In IPv4 Fragmentation, should the first block be necessarily the closest smaller multiple to 8


Is it mentioned in any RFC's that when one is splitting a Datagram into fragments, the bytes in the first fragment should be "the closest multiple of 8" or is it just a standard implementation.
Like for Example: if there whose payload is 10,000 bytes and header is 20 bytes, and going into another link whose MTU is 4000 bytes, then why should the payload be split as 3976, 3976, 2048? Why can't someone split it as lets say 3880, 3880, 2240? (no of fragments is the same)

(Closest Multiple of 8 – If 3980 was supposed to be split then closest multiple of 8 would be 3976…. Similarly it for 4000 it would be 4000 itself)

Best Answer

The Fragment Offset field is three bits smaller than the Total Length field.

2^3 = 8

That means that you must use a multiple of eight. Typically you will use the largest multiple of eight that fits into the new MTU in order to minimize the number of packet fragments that are required to send the packet through the smaller MTU.
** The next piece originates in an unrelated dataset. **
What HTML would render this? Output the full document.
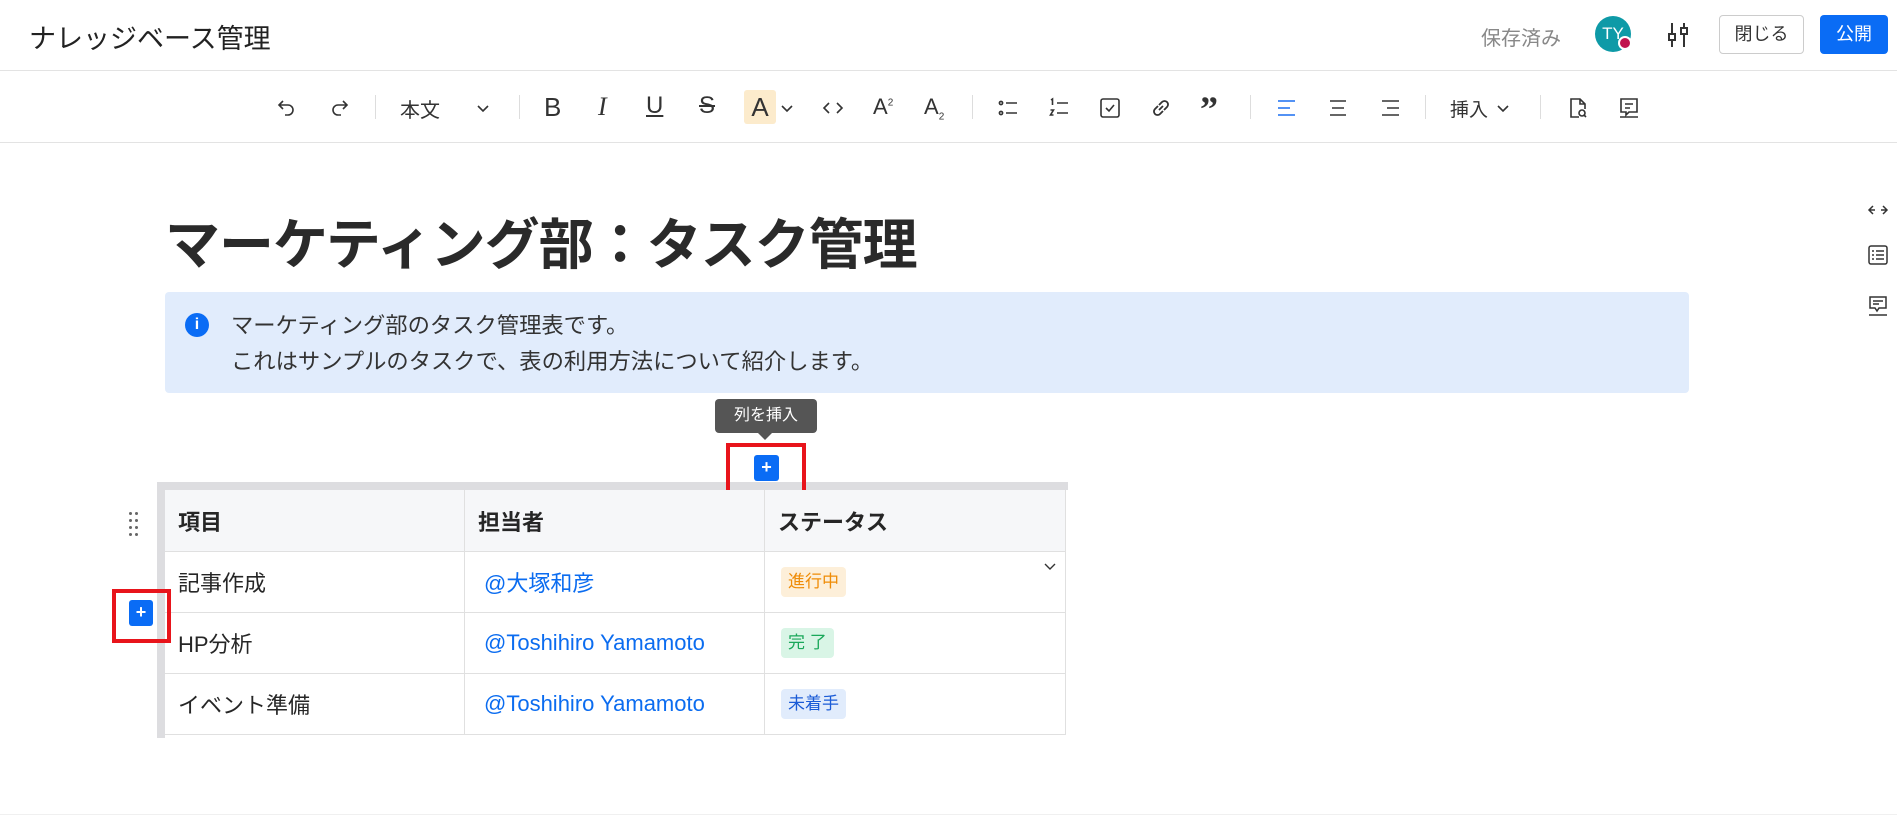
<!DOCTYPE html>
<html><head><meta charset="utf-8"><style>
*{margin:0;padding:0;box-sizing:border-box}
body{width:1897px;height:818px;overflow:hidden;background:#fff;font-family:"Liberation Sans","Noto Sans CJK JP",sans-serif;color:#262626;position:relative}
.a{position:absolute}
.hdr{left:0;top:0;width:1897px;height:71px;border-bottom:1px solid #e3e3e3}
.tb{left:0;top:71px;width:1897px;height:72px;border-bottom:1px solid #e3e3e3}
.ic{position:absolute;top:96px;width:24px;height:24px}
.sep{position:absolute;top:95px;width:1px;height:24px;background:#ddd}
svg{overflow:visible}
.cell{position:absolute;border-right:1px solid #e0e0e0;border-bottom:1px solid #e0e0e0;font-size:22px;display:flex;align-items:center;padding-left:13px}
.m{color:#0b6cf0;padding-left:19px}
.bd{display:inline-block;font-size:17px;height:30px;line-height:30px;padding:0 7px;border-radius:4px}
.dot{position:absolute;width:3px;height:3px;background:#666;border-radius:50%}
</style></head><body>
<div class="a hdr"></div>
<div class="a" style="left:29px;top:17px;font-size:27px;color:#222">ナレッジベース管理</div>
<div class="a" style="left:1481px;top:22px;font-size:20px;color:#888">保存済み</div>
<div class="a" style="left:1595px;top:16px;width:36px;height:36px;border-radius:50%;background:#0e9aa7;color:#fff;font-size:17px;text-align:center;line-height:36px">TY</div>
<div class="a" style="left:1618px;top:36px;width:14px;height:14px;border-radius:50%;background:#c0144f;border:2px solid #fff"></div>
<svg class="a" style="left:1666px;top:21px" width="24" height="28" viewBox="0 0 24 28" fill="none" stroke="#333" stroke-width="2"><line x1="6" y1="2" x2="6" y2="26"/><line x1="18" y1="2" x2="18" y2="26"/><rect x="3" y="13" width="6" height="6" fill="#fff"/><rect x="15" y="7" width="6" height="6" fill="#fff"/></svg>
<div class="a" style="left:1719px;top:15px;width:85px;height:39px;border:1px solid #ccc;border-radius:4px;font-size:18px;color:#333;text-align:center;line-height:37px">閉じる</div>
<div class="a" style="left:1820px;top:15px;width:68px;height:39px;background:#0a6cf5;border-radius:4px;font-size:18px;color:#fff;text-align:center;line-height:39px">公開</div>

<div class="a tb"></div>
<svg class="ic" style="left:275px" viewBox="0 0 24 24" fill="none" stroke="#333" stroke-width="1.6"><path d="M8 5L4 9l4 4M4 9h9a5 5 0 010 10h-3"/></svg>
<svg class="ic" style="left:327px" viewBox="0 0 24 24" fill="none" stroke="#333" stroke-width="1.6"><path d="M16 5l4 4-4 4M20 9h-9a5 5 0 000 10h3"/></svg>
<div class="sep" style="left:375px"></div>
<div class="a" style="left:400px;top:94px;font-size:20px;color:#333">本文</div>
<svg class="ic" style="left:471px" viewBox="0 0 24 24" fill="none" stroke="#333" stroke-width="1.6"><path d="M7 10l5 5 5-5"/></svg>
<div class="sep" style="left:519px"></div>
<div class="a" style="left:544px;top:92px;font-size:26px;color:#333;font-weight:300">B</div>
<div class="a" style="left:598px;top:92px;font-size:26px;color:#333;font-style:italic;font-family:'Liberation Serif',serif">I</div>
<div class="a" style="left:646px;top:92px;font-size:24px;color:#333;text-decoration:underline">U</div>
<div class="a" style="left:699px;top:92px;font-size:24px;color:#333;text-decoration:line-through">S</div>
<div class="a" style="left:744px;top:90px;width:32px;height:34px;background:#fcebcc;border-radius:3px;font-size:26px;color:#333;text-align:center;line-height:34px">A</div>
<svg class="ic" style="left:777px;width:20px" viewBox="0 0 20 24" fill="none" stroke="#333" stroke-width="1.6"><path d="M5 10l5 5 5-5"/></svg>
<svg class="ic" style="left:821px" viewBox="0 0 24 24" fill="none" stroke="#333" stroke-width="1.6"><path d="M8 7l-5 5 5 5M16 7l5 5-5 5"/></svg>
<div class="a" style="left:873px;top:94px;font-size:22px;color:#333">A<sup style="font-size:10px">2</sup></div>
<div class="a" style="left:924px;top:94px;font-size:22px;color:#333">A<sub style="font-size:10px">2</sub></div>
<div class="sep" style="left:972px"></div>
<svg class="ic" style="left:996px" viewBox="0 0 24 24" fill="none" stroke="#333" stroke-width="1.6"><circle cx="5" cy="7" r="1.6"/><circle cx="5" cy="17" r="1.6"/><path d="M10 7h11M10 17h11"/></svg>
<svg class="ic" style="left:1047px" viewBox="0 0 24 24" fill="none" stroke="#333" stroke-width="1.6"><path d="M4 4l1.5-1v6M3.5 14h3l-3 5h3M10 7h11M10 17h11"/></svg>
<svg class="ic" style="left:1098px" viewBox="0 0 24 24" fill="none" stroke="#333" stroke-width="1.6"><rect x="3" y="3" width="18" height="18" rx="2"/><path d="M8 12l3 3 5-6"/></svg>
<svg class="ic" style="left:1149px" viewBox="0 0 24 24" fill="none" stroke="#333" stroke-width="1.8"><path d="M10 14l4-4M9 10l-3 3a3.5 3.5 0 005 5l3-3M15 14l3-3a3.5 3.5 0 00-5-5l-3 3"/></svg>
<div class="a" style="left:1200px;top:88px;font-size:36px;font-weight:bold;color:#333;font-family:'Liberation Serif',serif">”</div>
<div class="sep" style="left:1250px"></div>
<svg class="ic" style="left:1275px" viewBox="0 0 24 24" fill="none" stroke="#1a6ff0" stroke-width="1.6"><path d="M3 5h17M3 12h12M3 19h17"/></svg>
<svg class="ic" style="left:1326px" viewBox="0 0 24 24" fill="none" stroke="#333" stroke-width="1.6"><path d="M4 5h16M6 12h12M4 19h16"/></svg>
<svg class="ic" style="left:1378px" viewBox="0 0 24 24" fill="none" stroke="#333" stroke-width="1.6"><path d="M4 5h17M9 12h12M4 19h17"/></svg>
<div class="sep" style="left:1425px"></div>
<div class="a" style="left:1450px;top:95px;font-size:19px;color:#333">挿入</div>
<svg class="ic" style="left:1494px;width:20px" viewBox="0 0 20 24" fill="none" stroke="#333" stroke-width="1.6"><path d="M4 10l5 5 5-5"/></svg>
<div class="sep" style="left:1540px"></div>
<svg class="ic" style="left:1566px" viewBox="0 0 24 24" fill="none" stroke="#333" stroke-width="1.6"><path d="M13 21H5V3h9l5 5v5M14 3v5h5"/><circle cx="16" cy="17" r="3"/><path d="M18 19l2 2"/></svg>
<svg class="ic" style="left:1617px" viewBox="0 0 24 24" fill="none" stroke="#333" stroke-width="1.6"><path d="M4 3h16v13h-8l-3 3v-3H4z M8 8h8M8 12h5M3 21h18"/></svg>

<svg class="a" style="left:1866px;top:200px" width="24" height="20" viewBox="0 0 24 20" fill="none" stroke="#333" stroke-width="1.5"><path d="M7 6l-4 4 4 4M17 6l4 4-4 4M3 10h6M15 10h6"/></svg>
<svg class="a" style="left:1867px;top:244px" width="22" height="22" viewBox="0 0 22 22" fill="none" stroke="#333" stroke-width="1.5"><rect x="2" y="2" width="18" height="18" rx="2"/><path d="M5 7h2M9 7h8M5 11h2M9 11h8M5 15h2M9 15h8"/></svg>
<svg class="a" style="left:1867px;top:295px" width="22" height="22" viewBox="0 0 22 22" fill="none" stroke="#333" stroke-width="1.5"><path d="M3 2h16v11h-7l-2 3-2-3H3z M6 6h10M6 9h6M2 20h18"/></svg>

<div class="a" style="left:165px;top:200px;font-size:55px;font-weight:bold;color:#2a2a2a;letter-spacing:-1px">マーケティング部：タスク管理</div>
<div class="a" style="left:165px;top:292px;width:1524px;height:101px;background:#e1ecfc;border-radius:4px"></div>
<div class="a" style="left:185px;top:313px;width:24px;height:24px;border-radius:50%;background:#0a6cf5;color:#fff;font-size:16px;text-align:center;line-height:24px;font-weight:bold">i</div>
<div class="a" style="left:231px;top:308px;font-size:22.3px;color:#333;line-height:36px">マーケティング部のタスク管理表です。<br>これはサンプルのタスクで、表の利用方法について紹介します。</div>

<div class="a" style="left:715px;top:399px;width:102px;height:34px;background:#555;border-radius:4px;color:#fff;font-size:16px;text-align:center;line-height:34px">列を挿入</div>
<div class="a" style="left:758px;top:433px;border-left:7px solid transparent;border-right:7px solid transparent;border-top:7px solid #555"></div>

<div class="a" style="left:157px;top:482px;width:911px;height:8px;background:#dddde0"></div>
<div class="a" style="left:157px;top:490px;width:8px;height:248px;background:#dddde0"></div>
<div class="dot" style="left:129px;top:512px"></div><div class="dot" style="left:135px;top:512px"></div>
<div class="dot" style="left:129px;top:519px"></div><div class="dot" style="left:135px;top:519px"></div>
<div class="dot" style="left:129px;top:526px"></div><div class="dot" style="left:135px;top:526px"></div>
<div class="dot" style="left:129px;top:533px"></div><div class="dot" style="left:135px;top:533px"></div>

<div class="a" style="left:726px;top:443px;width:80px;height:53px;border:4px solid #e8141b"></div>
<div class="a" style="left:754px;top:455px;width:25px;height:26px;background:#0a6cf5;border-radius:3px;color:#fff;font-size:18px;text-align:center;line-height:25px;font-weight:bold">+</div>

<div class="cell" style="left:165px;top:490px;width:300px;height:62px;background:#f6f7f9;font-weight:bold">項目</div>
<div class="cell" style="left:465px;top:490px;width:300px;height:62px;background:#f6f7f9;font-weight:bold">担当者</div>
<div class="cell" style="left:765px;top:490px;width:301px;height:62px;background:#f6f7f9;font-weight:bold">ステータス</div>
<div class="cell" style="left:165px;top:552px;width:300px;height:61px">記事作成</div>
<div class="cell m" style="left:465px;top:552px;width:300px;height:61px">@大塚和彦</div>
<div class="cell" style="left:765px;top:552px;width:301px;height:61px;padding-left:16px"><span class="bd" style="background:#fdefd9;color:#ef8c07">進行中</span></div>
<svg class="a" style="left:1043px;top:562px" width="14" height="10" viewBox="0 0 14 10" fill="none" stroke="#333" stroke-width="1.4"><path d="M2 2l5 5 5-5"/></svg>
<div class="cell" style="left:165px;top:613px;width:300px;height:61px">HP分析</div>
<div class="cell m" style="left:465px;top:613px;width:300px;height:61px">@Toshihiro Yamamoto</div>
<div class="cell" style="left:765px;top:613px;width:301px;height:61px;padding-left:16px"><span class="bd" style="background:#d9f5e6;color:#1aa85a">完 了</span></div>
<div class="cell" style="left:165px;top:674px;width:300px;height:61px">イベント準備</div>
<div class="cell m" style="left:465px;top:674px;width:300px;height:61px">@Toshihiro Yamamoto</div>
<div class="cell" style="left:765px;top:674px;width:301px;height:61px;padding-left:16px"><span class="bd" style="background:#e1ecfc;color:#1a5bd6">未着手</span></div>

<div class="a" style="left:112px;top:589px;width:59px;height:54px;border:4px solid #e8141b"></div>
<div class="a" style="left:129px;top:600px;width:24px;height:26px;background:#0a6cf5;border-radius:3px;color:#fff;font-size:18px;text-align:center;line-height:25px;font-weight:bold">+</div>
<div class="a" style="left:0;top:814px;width:1897px;height:1px;background:#f0f0f0"></div>
</body></html>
Fragmentation is resource intensive, and a router is not going to have an algorithm that looks to see if you can shrink the size of the fragments and still have the same number of packets. That would be even more resource intensive to no end. The purpose of a router is to route packets as fast as possible, not spend cycles trying to find a more even fragment size.

IPv6 has eliminated in-path packet fragmentation as a bad idea, instead requiring PMTUD (which can also be used with IPv4).